→ SET TASK
Write out the material exactly, leaving every picture behind.

→ DATA SECTION
--- START ---

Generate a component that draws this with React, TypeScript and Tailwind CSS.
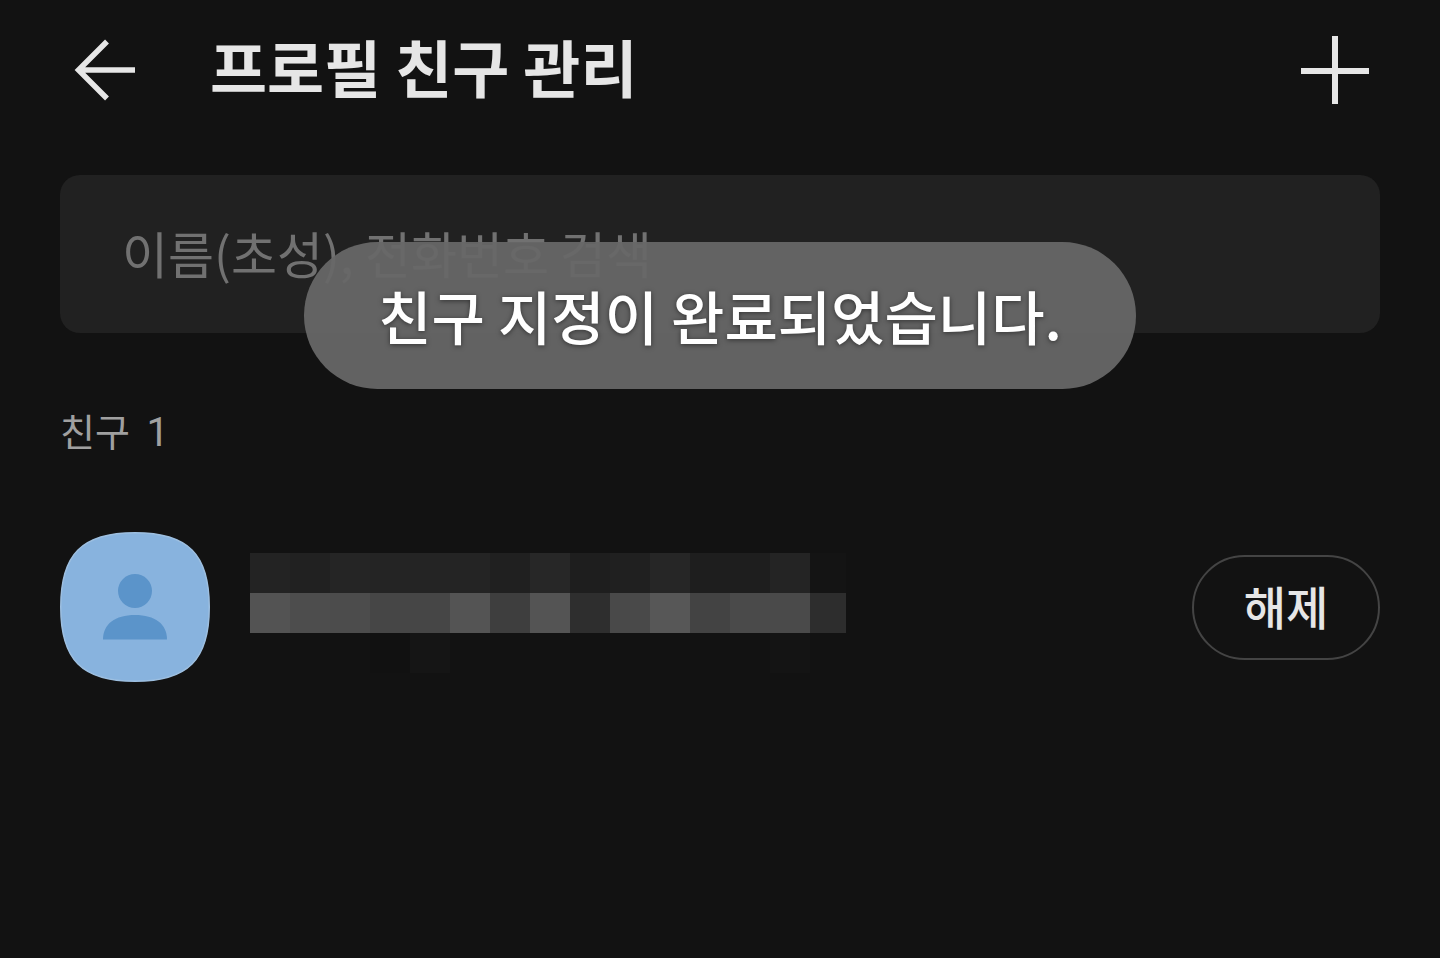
const nameMosaic = [
  ['bg-[#232323]', 'bg-[#212121]', 'bg-[#252525]', 'bg-[#242424]', 'bg-[#242424]', 'bg-[#242424]', 'bg-[#202020]', 'bg-[#272727]', 'bg-[#1e1e1e]', 'bg-[#202020]', 'bg-[#262626]', 'bg-[#1e1e1e]', 'bg-[#1e1e1e]', 'bg-[#242424]', 'bg-[#141414]'],
  ['bg-[#535353]', 'bg-[#4d4d4d]', 'bg-[#4c4c4c]', 'bg-[#464646]', 'bg-[#464646]', 'bg-[#545454]', 'bg-[#3e3e3e]', 'bg-[#545454]', 'bg-[#2e2e2e]', 'bg-[#494949]', 'bg-[#575757]', 'bg-[#434343]', 'bg-[#4a4a4a]', 'bg-[#4a4a4a]', 'bg-[#2d2d2d]'],
  ['bg-[#121212]', 'bg-[#121212]', 'bg-[#121212]', 'bg-[#111111]', 'bg-[#151515]', 'bg-[#121212]', 'bg-[#121212]', 'bg-[#121212]', 'bg-[#121212]', 'bg-[#121212]', 'bg-[#121212]', 'bg-[#121212]', 'bg-[#121212]', 'bg-[#141414]', 'bg-[#121212]'],
]

function BackIcon() {
  return (
    <svg width="62" height="62" viewBox="0 0 62 62" fill="none" stroke="#e6e6e6" strokeWidth="5.5" aria-hidden="true">
      <path d="M61 31H5M33 2.5L4.5 31L33 59.5" />
    </svg>
  )
}

function PlusIcon() {
  return (
    <svg width="68" height="68" viewBox="0 0 68 68" fill="none" stroke="#e6e6e6" strokeWidth="6" aria-hidden="true">
      <path d="M34 0V68M0 35H68" />
    </svg>
  )
}

function Avatar() {
  return (
    <svg className="shrink-0" width="150" height="150" viewBox="0 0 150 150" role="img" aria-label="프로필 사진">
      <path
        d="M75 .75C128 .75 149.25 22 149.25 75S128 149.25 75 149.25S.75 128 .75 75S22 .75 75 .75Z"
        fill="#88b3de"
        stroke="#9dbfe0"
        strokeWidth="1.5"
      />
      <circle cx="75" cy="59" r="17" fill="#5b94ca" />
      <path d="M43 107.5C43 92 55 83 75 83S107 92 107 107.5Z" fill="#5b94ca" />
    </svg>
  )
}

function HiddenName() {
  return (
    <div role="img" aria-label="가려진 이름" className="mt-3 w-[596px] overflow-hidden">
      {nameMosaic.map((row, y) => (
        <div key={y} className="flex">
          {row.map((color, x) => (
            <span key={x} className={`h-10 w-10 shrink-0 ${color}`} />
          ))}
        </div>
      ))}
    </div>
  )
}

function Toast({ message }: { message: string }) {
  return (
    <div className="pointer-events-none absolute inset-x-0 top-[242px] flex justify-center">
      <p
        role="status"
        className="rounded-full bg-[#676767]/95 px-[74px] py-9 text-[58px] leading-[75px] font-medium whitespace-nowrap text-white [text-shadow:0_1px_5px_rgba(0,0,0,0.5)]"
      >
        {message}
      </p>
    </div>
  )
}

export default function App() {
  return (
    <div className="relative min-h-screen bg-[#121212] px-[60px] font-['Noto_Sans_CJK_KR',sans-serif] text-[#e6e6e6]">
      <header className="flex h-[140px] items-center pr-[11px] pl-[14px]">
        <button type="button" aria-label="뒤로">
          <BackIcon />
        </button>
        <h1 className="ml-[74px] flex-1 pb-2 text-[62px] leading-[80px] font-bold">프로필 친구 관리</h1>
        <button type="button" aria-label="친구 추가">
          <PlusIcon />
        </button>
      </header>

      <main>
        <input
          type="search"
          aria-label="친구 검색"
          placeholder="이름(초성), 전화번호 검색"
          className="mt-[35px] block h-[158px] w-full rounded-[20px] bg-[#212121] px-[62px] pb-1 text-[50px] text-[#e6e6e6] outline-none placeholder:text-[#717171]"
        />

        <h2 className="mt-[67px] text-[38px] leading-[60px] text-[#a0a0a0]">
          친구 <span className="ml-2 font-[Roboto,sans-serif] text-[40px]">1</span>
        </h2>

        <ul className="mt-[69px]">
          <li className="flex items-center gap-10">
            <Avatar />
            <HiddenName />
            <button
              type="button"
              className="ml-auto h-[105px] w-[188px] shrink-0 rounded-full border-2 border-[#444444] pb-1 text-[46px] font-medium"
            >
              해제
            </button>
          </li>
        </ul>
      </main>

      <Toast message="친구 지정이 완료되었습니다." />
    </div>
  )
}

--- END ---

→ COMPLETE OUTPUT
Generate a component that draws this with React, TypeScript and Tailwind CSS.
const nameMosaic = [
  ['bg-[#232323]', 'bg-[#212121]', 'bg-[#252525]', 'bg-[#242424]', 'bg-[#242424]', 'bg-[#242424]', 'bg-[#202020]', 'bg-[#272727]', 'bg-[#1e1e1e]', 'bg-[#202020]', 'bg-[#262626]', 'bg-[#1e1e1e]', 'bg-[#1e1e1e]', 'bg-[#242424]', 'bg-[#141414]'],
  ['bg-[#535353]', 'bg-[#4d4d4d]', 'bg-[#4c4c4c]', 'bg-[#464646]', 'bg-[#464646]', 'bg-[#545454]', 'bg-[#3e3e3e]', 'bg-[#545454]', 'bg-[#2e2e2e]', 'bg-[#494949]', 'bg-[#575757]', 'bg-[#434343]', 'bg-[#4a4a4a]', 'bg-[#4a4a4a]', 'bg-[#2d2d2d]'],
  ['bg-[#121212]', 'bg-[#121212]', 'bg-[#121212]', 'bg-[#111111]', 'bg-[#151515]', 'bg-[#121212]', 'bg-[#121212]', 'bg-[#121212]', 'bg-[#121212]', 'bg-[#121212]', 'bg-[#121212]', 'bg-[#121212]', 'bg-[#121212]', 'bg-[#141414]', 'bg-[#121212]'],
]

function BackIcon() {
  return (
    <svg width="62" height="62" viewBox="0 0 62 62" fill="none" stroke="#e6e6e6" strokeWidth="5.5" aria-hidden="true">
      <path d="M61 31H5M33 2.5L4.5 31L33 59.5" />
    </svg>
  )
}

function PlusIcon() {
  return (
    <svg width="68" height="68" viewBox="0 0 68 68" fill="none" stroke="#e6e6e6" strokeWidth="6" aria-hidden="true">
      <path d="M34 0V68M0 35H68" />
    </svg>
  )
}

function Avatar() {
  return (
    <svg className="shrink-0" width="150" height="150" viewBox="0 0 150 150" role="img" aria-label="프로필 사진">
      <path
        d="M75 .75C128 .75 149.25 22 149.25 75S128 149.25 75 149.25S.75 128 .75 75S22 .75 75 .75Z"
        fill="#88b3de"
        stroke="#9dbfe0"
        strokeWidth="1.5"
      />
      <circle cx="75" cy="59" r="17" fill="#5b94ca" />
      <path d="M43 107.5C43 92 55 83 75 83S107 92 107 107.5Z" fill="#5b94ca" />
    </svg>
  )
}

function HiddenName() {
  return (
    <div role="img" aria-label="가려진 이름" className="mt-3 w-[596px] overflow-hidden">
      {nameMosaic.map((row, y) => (
        <div key={y} className="flex">
          {row.map((color, x) => (
            <span key={x} className={`h-10 w-10 shrink-0 ${color}`} />
          ))}
        </div>
      ))}
    </div>
  )
}

function Toast({ message }: { message: string }) {
  return (
    <div className="pointer-events-none absolute inset-x-0 top-[242px] flex justify-center">
      <p
        role="status"
        className="rounded-full bg-[#676767]/95 px-[74px] py-9 text-[58px] leading-[75px] font-medium whitespace-nowrap text-white [text-shadow:0_1px_5px_rgba(0,0,0,0.5)]"
      >
        {message}
      </p>
    </div>
  )
}

export default function App() {
  return (
    <div className="relative min-h-screen bg-[#121212] px-[60px] font-['Noto_Sans_CJK_KR',sans-serif] text-[#e6e6e6]">
      <header className="flex h-[140px] items-center pr-[11px] pl-[14px]">
        <button type="button" aria-label="뒤로">
          <BackIcon />
        </button>
        <h1 className="ml-[74px] flex-1 pb-2 text-[62px] leading-[80px] font-bold">프로필 친구 관리</h1>
        <button type="button" aria-label="친구 추가">
          <PlusIcon />
        </button>
      </header>

      <main>
        <input
          type="search"
          aria-label="친구 검색"
          placeholder="이름(초성), 전화번호 검색"
          className="mt-[35px] block h-[158px] w-full rounded-[20px] bg-[#212121] px-[62px] pb-1 text-[50px] text-[#e6e6e6] outline-none placeholder:text-[#717171]"
        />

        <h2 className="mt-[67px] text-[38px] leading-[60px] text-[#a0a0a0]">
          친구 <span className="ml-2 font-[Roboto,sans-serif] text-[40px]">1</span>
        </h2>

        <ul className="mt-[69px]">
          <li className="flex items-center gap-10">
            <Avatar />
            <HiddenName />
            <button
              type="button"
              className="ml-auto h-[105px] w-[188px] shrink-0 rounded-full border-2 border-[#444444] pb-1 text-[46px] font-medium"
            >
              해제
            </button>
          </li>
        </ul>
      </main>

      <Toast message="친구 지정이 완료되었습니다." />
    </div>
  )
}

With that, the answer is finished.